Терри Дюв - Живописный номинализм. Марсель Дюшан, живопись и современность
Остается второй вопрос: где нечто, преподносимое искусством познанию, раскрывает свою действенность? В данном случае параллели явно расходятся, и мы возвращаемся на территорию, которая, хотя и остается субъективной, несомненно является территорией эстетики и истории искусства. И тем не менее порядок поставленных проблем сохраняет связь с тем, что позволяет утверждать постулат искусства как самоанализа. Ведь нашей задачей остается обоснование художественного творчества, мыслимого в противопоставлении художественной продукции, то есть признание на теоретическом уровне того, что для всякого художника и для всякого ценителя искусства является ценнейшим в искусстве опытом,—его недетерминированности.
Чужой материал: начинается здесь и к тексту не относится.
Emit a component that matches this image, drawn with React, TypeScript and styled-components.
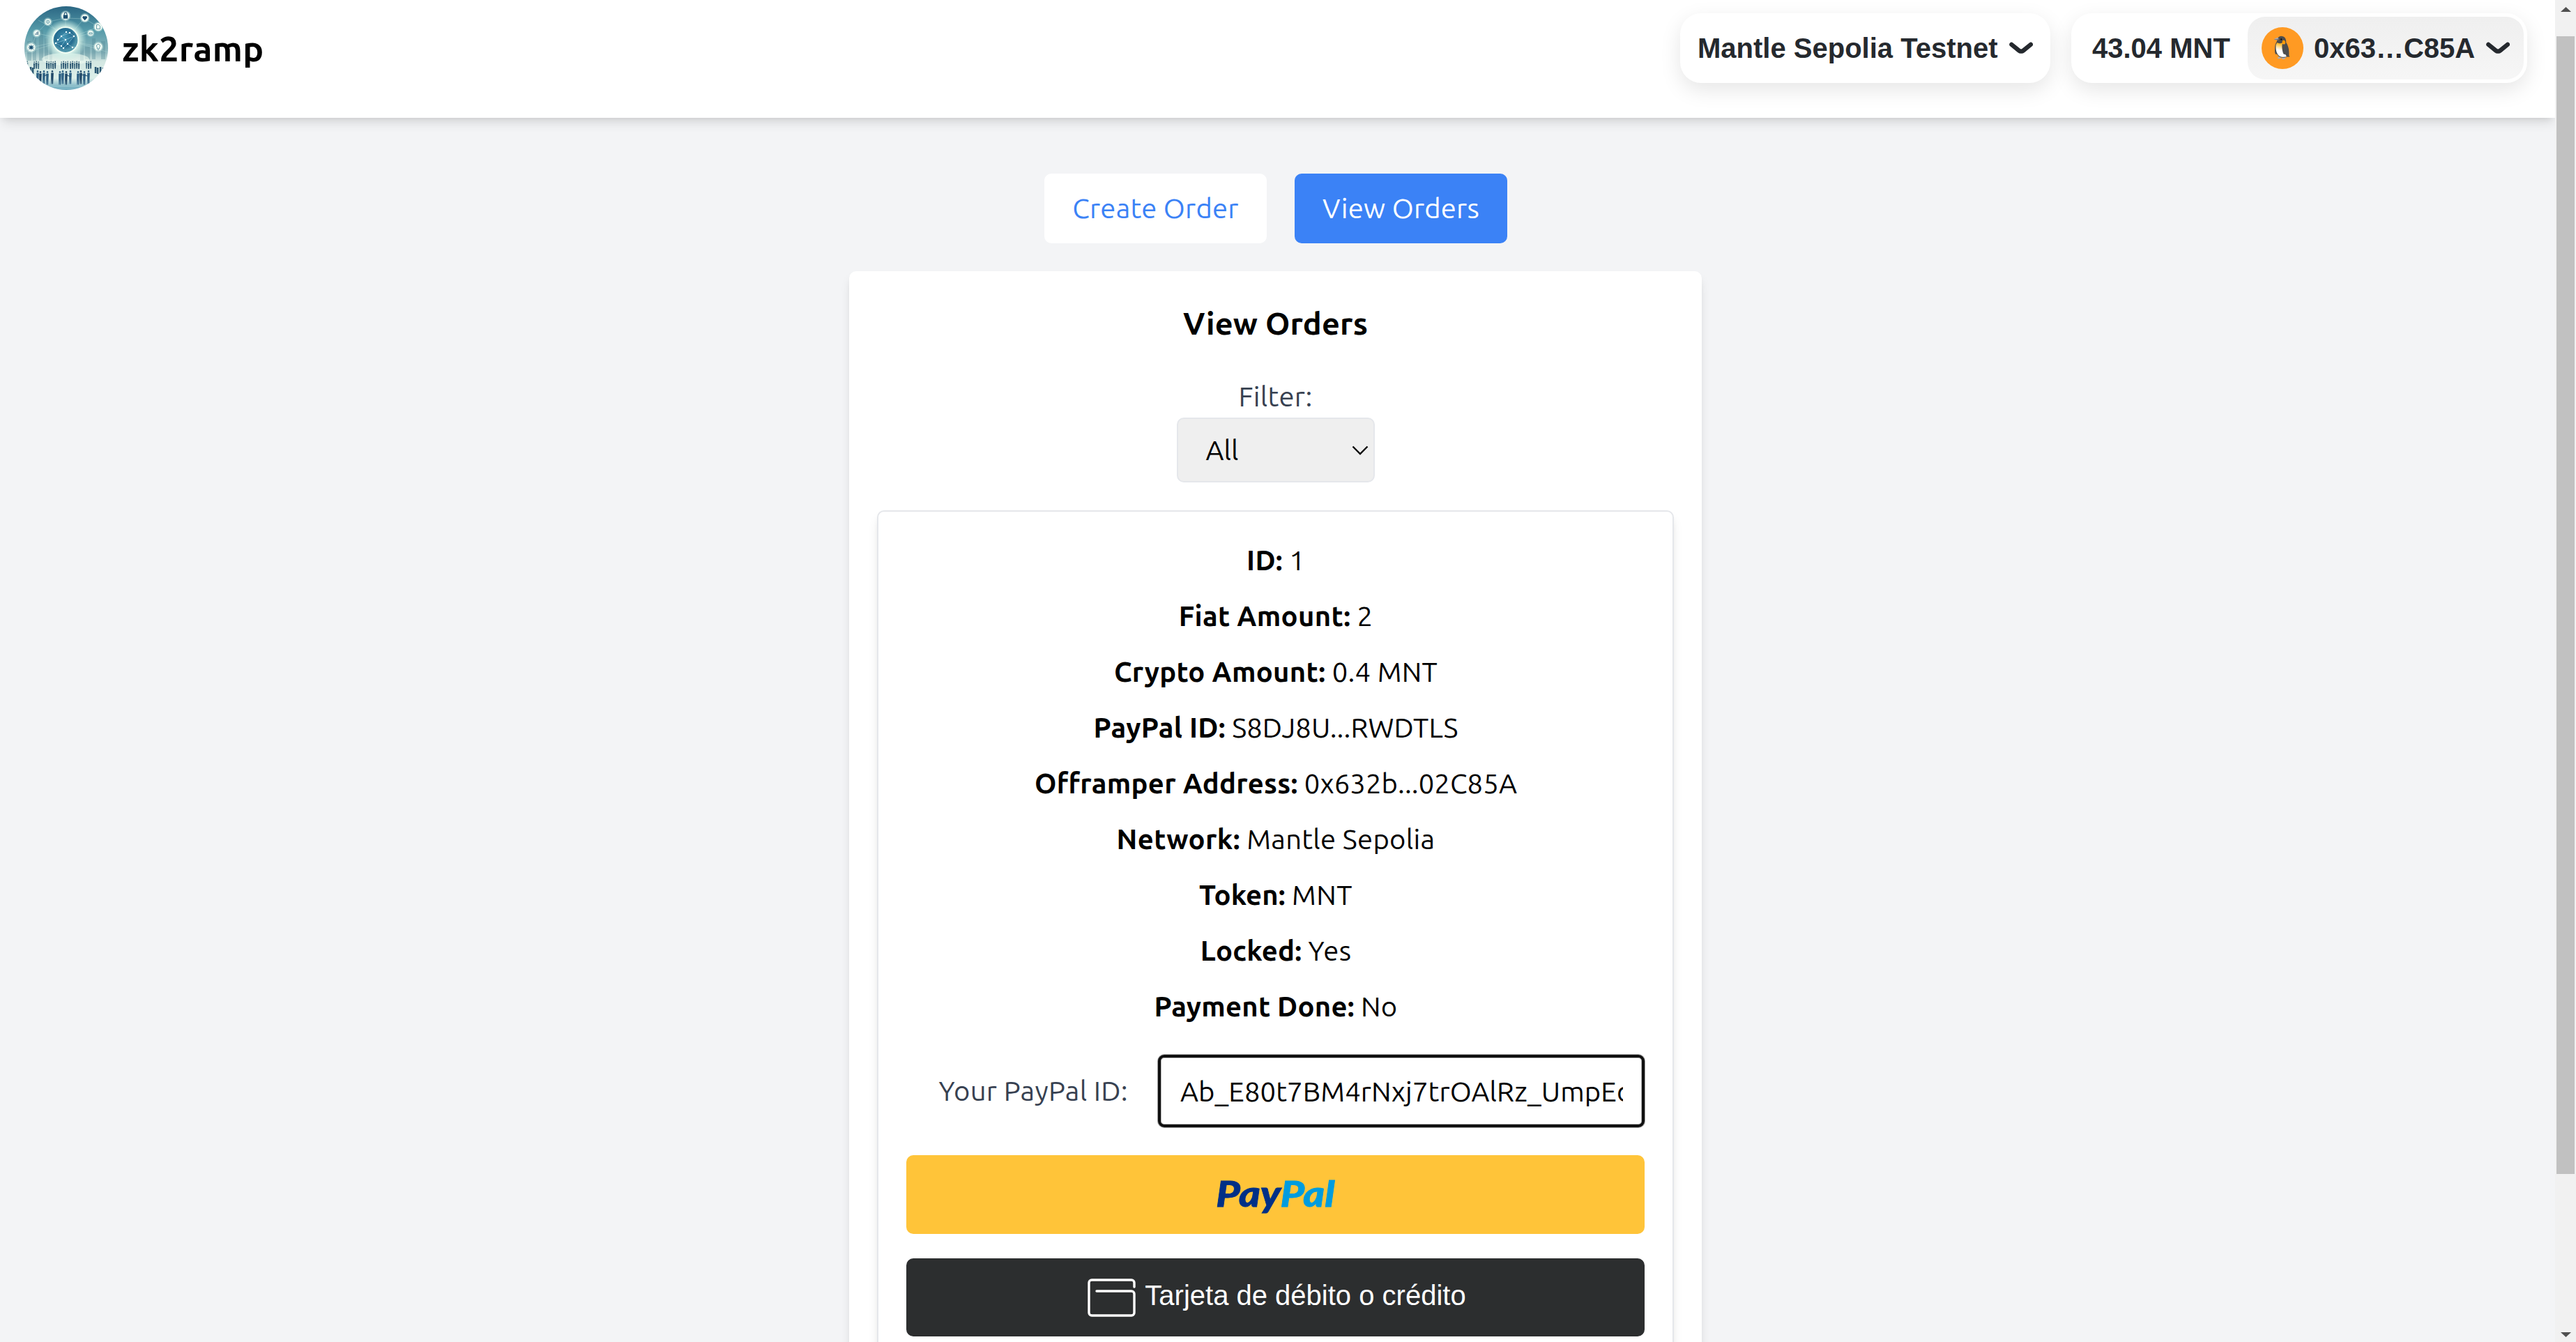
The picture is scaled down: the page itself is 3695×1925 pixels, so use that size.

Прежде всего с удовлетворением отметим, что тезис «запинки» позволяет эстетику распрощаться со всеми эстетическими теориями, для которых смыслом истолкования является соотнесение следствия с его причиной или причинами. Будь это теории фрейдистской направленности, для которых произведение искусства — «следствие», а «причина» относится к порядку биографии, или марксистские, ищущие причину на уровне базиса, или смешанные, в любом случае они, как я уже говорил, остаются неизбывно детерминистскими: факт творчества попросту игнорируется ими, само это понятие упраздняется. Достаточно обратить внимание на популярность у фрейдистов и марксистов идеи сверхдетерминации, чтобы понять ее магическую функцию в их усердном стремлении заполнить одним словом зияние, которое в то же время они не могут не признавать и недооценивать в качестве эстетиков. Сколь же отличен этот обычай от употребления того же термина самим Фрейдом — подобно всякому хорошему ученому, детерминистом в том, что касается метода,— когда он усматривает «пуп сновидения» (вот вам еще один замечательный образ «точки запинки» или точки схода) как раз в точке его максимальной сверхдетерминации.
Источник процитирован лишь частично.